EXERCISE BRIEF: Reproduce the span that opens at the line containing "Convert this screenshot" and closes at the line containing "const [settings, setSettings]", both lines included, without alteration and without any other line.

RECORD SET:

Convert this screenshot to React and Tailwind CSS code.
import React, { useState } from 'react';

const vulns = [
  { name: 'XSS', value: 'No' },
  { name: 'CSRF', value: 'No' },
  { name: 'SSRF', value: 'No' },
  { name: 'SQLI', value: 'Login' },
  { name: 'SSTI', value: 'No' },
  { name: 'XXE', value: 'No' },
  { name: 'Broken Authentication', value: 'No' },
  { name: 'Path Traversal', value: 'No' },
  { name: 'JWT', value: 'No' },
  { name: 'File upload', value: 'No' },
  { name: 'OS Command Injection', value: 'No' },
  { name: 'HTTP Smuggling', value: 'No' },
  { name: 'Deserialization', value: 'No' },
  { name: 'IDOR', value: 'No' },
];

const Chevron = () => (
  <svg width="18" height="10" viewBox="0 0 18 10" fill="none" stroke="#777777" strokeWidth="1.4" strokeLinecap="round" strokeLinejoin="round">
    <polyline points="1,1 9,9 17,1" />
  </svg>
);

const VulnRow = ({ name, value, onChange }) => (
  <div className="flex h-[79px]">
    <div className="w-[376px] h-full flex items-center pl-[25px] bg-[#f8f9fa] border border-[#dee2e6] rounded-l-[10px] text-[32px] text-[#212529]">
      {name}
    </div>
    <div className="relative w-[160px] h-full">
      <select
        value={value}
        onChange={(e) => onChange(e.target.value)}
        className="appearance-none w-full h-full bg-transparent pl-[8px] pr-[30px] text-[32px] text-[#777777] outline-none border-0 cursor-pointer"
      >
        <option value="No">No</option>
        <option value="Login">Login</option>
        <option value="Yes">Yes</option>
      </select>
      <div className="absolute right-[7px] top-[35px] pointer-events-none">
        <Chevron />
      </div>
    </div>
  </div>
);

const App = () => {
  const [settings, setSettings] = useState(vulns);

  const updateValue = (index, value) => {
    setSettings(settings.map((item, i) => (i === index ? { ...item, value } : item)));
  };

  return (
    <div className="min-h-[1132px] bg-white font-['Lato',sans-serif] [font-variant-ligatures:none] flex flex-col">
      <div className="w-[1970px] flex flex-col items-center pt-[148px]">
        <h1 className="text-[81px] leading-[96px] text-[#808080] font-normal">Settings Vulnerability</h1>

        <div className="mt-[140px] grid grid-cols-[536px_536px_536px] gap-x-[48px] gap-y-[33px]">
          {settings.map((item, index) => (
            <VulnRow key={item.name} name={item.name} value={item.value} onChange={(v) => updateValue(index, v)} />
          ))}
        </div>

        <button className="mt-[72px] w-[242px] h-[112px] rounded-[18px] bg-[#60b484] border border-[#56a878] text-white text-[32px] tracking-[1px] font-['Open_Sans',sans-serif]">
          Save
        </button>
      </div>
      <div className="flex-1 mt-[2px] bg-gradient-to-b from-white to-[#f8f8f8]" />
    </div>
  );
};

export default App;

...

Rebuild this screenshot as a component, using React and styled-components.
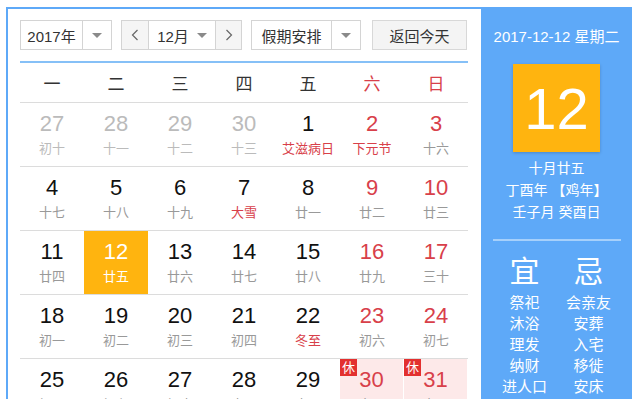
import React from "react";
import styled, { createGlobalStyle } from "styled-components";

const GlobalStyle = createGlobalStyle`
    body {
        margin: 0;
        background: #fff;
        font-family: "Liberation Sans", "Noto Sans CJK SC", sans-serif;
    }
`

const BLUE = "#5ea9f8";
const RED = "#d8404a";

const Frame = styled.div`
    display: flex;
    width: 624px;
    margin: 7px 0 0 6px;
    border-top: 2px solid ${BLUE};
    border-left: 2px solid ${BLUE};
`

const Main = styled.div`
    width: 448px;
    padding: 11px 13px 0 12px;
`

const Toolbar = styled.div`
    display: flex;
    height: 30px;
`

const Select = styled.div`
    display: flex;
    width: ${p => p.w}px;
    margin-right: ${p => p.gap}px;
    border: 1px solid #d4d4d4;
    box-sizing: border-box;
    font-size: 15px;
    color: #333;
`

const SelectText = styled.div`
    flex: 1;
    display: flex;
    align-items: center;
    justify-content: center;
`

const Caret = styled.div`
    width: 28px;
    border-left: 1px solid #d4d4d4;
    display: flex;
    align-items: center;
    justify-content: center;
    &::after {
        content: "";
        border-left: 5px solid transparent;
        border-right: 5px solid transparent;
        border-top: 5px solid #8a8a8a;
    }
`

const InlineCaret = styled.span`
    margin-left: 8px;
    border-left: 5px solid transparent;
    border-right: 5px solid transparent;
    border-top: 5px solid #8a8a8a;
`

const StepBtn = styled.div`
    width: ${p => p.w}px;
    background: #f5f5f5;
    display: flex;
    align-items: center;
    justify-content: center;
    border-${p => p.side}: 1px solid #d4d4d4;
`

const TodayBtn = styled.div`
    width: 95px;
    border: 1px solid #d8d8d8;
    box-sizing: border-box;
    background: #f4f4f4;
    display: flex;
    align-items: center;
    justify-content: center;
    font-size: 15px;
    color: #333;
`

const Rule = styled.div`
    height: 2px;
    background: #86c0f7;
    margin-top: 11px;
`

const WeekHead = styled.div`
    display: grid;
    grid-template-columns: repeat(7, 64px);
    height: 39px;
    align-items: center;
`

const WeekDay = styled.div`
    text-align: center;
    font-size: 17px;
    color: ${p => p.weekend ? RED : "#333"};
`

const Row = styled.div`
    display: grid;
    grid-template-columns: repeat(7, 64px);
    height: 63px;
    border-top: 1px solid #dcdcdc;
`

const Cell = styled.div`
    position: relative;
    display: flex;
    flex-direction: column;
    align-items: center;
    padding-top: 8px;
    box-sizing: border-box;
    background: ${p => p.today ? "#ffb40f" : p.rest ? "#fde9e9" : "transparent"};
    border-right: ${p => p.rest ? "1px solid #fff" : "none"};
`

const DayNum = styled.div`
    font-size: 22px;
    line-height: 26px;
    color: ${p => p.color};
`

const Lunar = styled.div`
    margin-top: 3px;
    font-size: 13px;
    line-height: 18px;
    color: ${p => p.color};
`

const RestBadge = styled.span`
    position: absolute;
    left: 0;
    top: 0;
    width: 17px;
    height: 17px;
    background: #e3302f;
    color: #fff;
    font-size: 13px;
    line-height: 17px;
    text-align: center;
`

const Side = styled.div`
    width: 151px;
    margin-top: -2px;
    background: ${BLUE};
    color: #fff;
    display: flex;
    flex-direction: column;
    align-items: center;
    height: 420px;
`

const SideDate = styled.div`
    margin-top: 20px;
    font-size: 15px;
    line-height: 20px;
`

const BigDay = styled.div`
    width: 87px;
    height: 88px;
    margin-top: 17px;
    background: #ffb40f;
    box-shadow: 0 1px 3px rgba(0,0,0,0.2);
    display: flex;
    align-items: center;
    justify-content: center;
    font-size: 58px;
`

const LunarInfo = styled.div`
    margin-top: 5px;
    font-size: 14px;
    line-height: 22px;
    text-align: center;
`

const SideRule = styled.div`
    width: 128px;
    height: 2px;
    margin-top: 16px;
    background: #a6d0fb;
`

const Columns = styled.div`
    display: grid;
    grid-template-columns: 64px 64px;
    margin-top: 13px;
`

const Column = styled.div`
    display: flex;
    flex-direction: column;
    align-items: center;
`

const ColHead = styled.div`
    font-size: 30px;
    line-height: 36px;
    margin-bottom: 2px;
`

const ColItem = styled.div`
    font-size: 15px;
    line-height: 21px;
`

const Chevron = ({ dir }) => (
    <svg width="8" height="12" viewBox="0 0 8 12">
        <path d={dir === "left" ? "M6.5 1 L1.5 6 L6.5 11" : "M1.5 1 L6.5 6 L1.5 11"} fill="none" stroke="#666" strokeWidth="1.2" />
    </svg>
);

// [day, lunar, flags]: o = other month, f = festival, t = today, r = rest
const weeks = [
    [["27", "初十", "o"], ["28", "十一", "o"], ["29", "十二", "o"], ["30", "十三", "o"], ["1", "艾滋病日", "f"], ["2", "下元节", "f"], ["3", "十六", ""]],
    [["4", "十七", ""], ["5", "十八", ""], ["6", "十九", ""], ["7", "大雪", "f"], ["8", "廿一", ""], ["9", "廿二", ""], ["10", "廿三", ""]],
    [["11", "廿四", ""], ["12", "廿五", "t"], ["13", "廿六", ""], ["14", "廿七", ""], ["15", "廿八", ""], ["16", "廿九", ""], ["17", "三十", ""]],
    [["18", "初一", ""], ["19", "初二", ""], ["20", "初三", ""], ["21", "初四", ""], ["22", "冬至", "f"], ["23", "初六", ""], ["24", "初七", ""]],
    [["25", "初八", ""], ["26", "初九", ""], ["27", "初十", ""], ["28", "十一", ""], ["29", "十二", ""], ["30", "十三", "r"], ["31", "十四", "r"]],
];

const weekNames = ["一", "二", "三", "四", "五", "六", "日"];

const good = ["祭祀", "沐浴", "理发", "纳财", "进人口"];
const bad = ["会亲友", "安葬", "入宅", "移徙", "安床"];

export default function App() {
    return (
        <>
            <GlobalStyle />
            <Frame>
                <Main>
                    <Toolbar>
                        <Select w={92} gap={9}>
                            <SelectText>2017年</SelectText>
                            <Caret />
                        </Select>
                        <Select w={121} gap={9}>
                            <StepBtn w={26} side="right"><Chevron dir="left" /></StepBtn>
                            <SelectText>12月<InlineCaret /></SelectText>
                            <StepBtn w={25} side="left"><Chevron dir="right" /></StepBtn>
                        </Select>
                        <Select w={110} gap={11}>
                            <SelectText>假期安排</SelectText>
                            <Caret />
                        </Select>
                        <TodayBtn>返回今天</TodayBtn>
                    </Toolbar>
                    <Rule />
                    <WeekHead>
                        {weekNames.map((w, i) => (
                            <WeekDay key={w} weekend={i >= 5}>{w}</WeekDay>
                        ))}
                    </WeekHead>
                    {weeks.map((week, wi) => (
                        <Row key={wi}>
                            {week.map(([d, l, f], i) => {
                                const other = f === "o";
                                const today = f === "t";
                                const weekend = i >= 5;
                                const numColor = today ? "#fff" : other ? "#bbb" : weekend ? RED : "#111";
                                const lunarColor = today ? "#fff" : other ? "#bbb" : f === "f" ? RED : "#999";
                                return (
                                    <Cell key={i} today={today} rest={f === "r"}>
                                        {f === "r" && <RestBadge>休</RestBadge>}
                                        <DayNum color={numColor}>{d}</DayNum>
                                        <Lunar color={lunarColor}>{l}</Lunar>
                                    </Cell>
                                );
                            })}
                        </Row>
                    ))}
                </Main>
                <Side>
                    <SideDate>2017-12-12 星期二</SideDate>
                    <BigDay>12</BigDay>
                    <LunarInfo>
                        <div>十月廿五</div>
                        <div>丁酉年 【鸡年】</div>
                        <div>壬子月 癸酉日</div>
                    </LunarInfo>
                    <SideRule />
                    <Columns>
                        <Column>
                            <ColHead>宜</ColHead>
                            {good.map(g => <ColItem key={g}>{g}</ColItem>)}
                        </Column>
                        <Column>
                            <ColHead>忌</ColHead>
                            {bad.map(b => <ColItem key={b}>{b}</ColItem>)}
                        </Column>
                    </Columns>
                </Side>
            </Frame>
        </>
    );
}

...

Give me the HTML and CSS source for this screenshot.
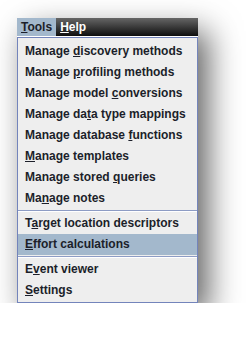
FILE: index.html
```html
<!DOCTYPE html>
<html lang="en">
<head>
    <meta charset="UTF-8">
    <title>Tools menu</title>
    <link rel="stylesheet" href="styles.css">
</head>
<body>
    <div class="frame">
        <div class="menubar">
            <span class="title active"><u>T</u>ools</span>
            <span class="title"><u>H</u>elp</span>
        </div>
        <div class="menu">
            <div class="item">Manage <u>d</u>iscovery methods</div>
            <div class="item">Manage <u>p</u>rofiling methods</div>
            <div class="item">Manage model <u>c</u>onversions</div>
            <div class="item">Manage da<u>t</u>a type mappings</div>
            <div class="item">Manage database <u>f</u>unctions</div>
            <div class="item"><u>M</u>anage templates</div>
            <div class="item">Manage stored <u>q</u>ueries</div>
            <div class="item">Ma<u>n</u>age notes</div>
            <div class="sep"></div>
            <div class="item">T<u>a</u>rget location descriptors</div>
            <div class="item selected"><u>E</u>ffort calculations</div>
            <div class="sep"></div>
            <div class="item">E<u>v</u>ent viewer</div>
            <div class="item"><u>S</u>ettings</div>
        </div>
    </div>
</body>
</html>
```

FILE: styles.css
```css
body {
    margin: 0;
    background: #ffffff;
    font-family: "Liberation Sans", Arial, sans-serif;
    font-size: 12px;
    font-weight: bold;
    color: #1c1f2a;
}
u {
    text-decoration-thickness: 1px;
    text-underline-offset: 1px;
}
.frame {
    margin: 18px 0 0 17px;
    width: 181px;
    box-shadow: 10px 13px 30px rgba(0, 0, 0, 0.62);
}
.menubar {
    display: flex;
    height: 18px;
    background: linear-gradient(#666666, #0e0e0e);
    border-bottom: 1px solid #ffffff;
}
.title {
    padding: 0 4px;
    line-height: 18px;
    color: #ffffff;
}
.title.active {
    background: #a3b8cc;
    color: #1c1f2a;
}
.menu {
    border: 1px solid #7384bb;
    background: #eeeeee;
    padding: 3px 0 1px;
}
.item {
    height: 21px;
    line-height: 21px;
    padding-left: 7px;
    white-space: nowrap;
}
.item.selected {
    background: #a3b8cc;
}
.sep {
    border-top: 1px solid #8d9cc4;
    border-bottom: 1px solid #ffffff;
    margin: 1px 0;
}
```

REPLY:
Convert this screenshot to React and Tailwind CSS code.
import React, { useState } from 'react';

const vulns = [
  { name: 'XSS', value: 'No' },
  { name: 'CSRF', value: 'No' },
  { name: 'SSRF', value: 'No' },
  { name: 'SQLI', value: 'Login' },
  { name: 'SSTI', value: 'No' },
  { name: 'XXE', value: 'No' },
  { name: 'Broken Authentication', value: 'No' },
  { name: 'Path Traversal', value: 'No' },
  { name: 'JWT', value: 'No' },
  { name: 'File upload', value: 'No' },
  { name: 'OS Command Injection', value: 'No' },
  { name: 'HTTP Smuggling', value: 'No' },
  { name: 'Deserialization', value: 'No' },
  { name: 'IDOR', value: 'No' },
];

const Chevron = () => (
  <svg width="18" height="10" viewBox="0 0 18 10" fill="none" stroke="#777777" strokeWidth="1.4" strokeLinecap="round" strokeLinejoin="round">
    <polyline points="1,1 9,9 17,1" />
  </svg>
);

const VulnRow = ({ name, value, onChange }) => (
  <div className="flex h-[79px]">
    <div className="w-[376px] h-full flex items-center pl-[25px] bg-[#f8f9fa] border border-[#dee2e6] rounded-l-[10px] text-[32px] text-[#212529]">
      {name}
    </div>
    <div className="relative w-[160px] h-full">
      <select
        value={value}
        onChange={(e) => onChange(e.target.value)}
        className="appearance-none w-full h-full bg-transparent pl-[8px] pr-[30px] text-[32px] text-[#777777] outline-none border-0 cursor-pointer"
      >
        <option value="No">No</option>
        <option value="Login">Login</option>
        <option value="Yes">Yes</option>
      </select>
      <div className="absolute right-[7px] top-[35px] pointer-events-none">
        <Chevron />
      </div>
    </div>
  </div>
);

const App = () => {
  const [settings, setSettings] = useState(vulns);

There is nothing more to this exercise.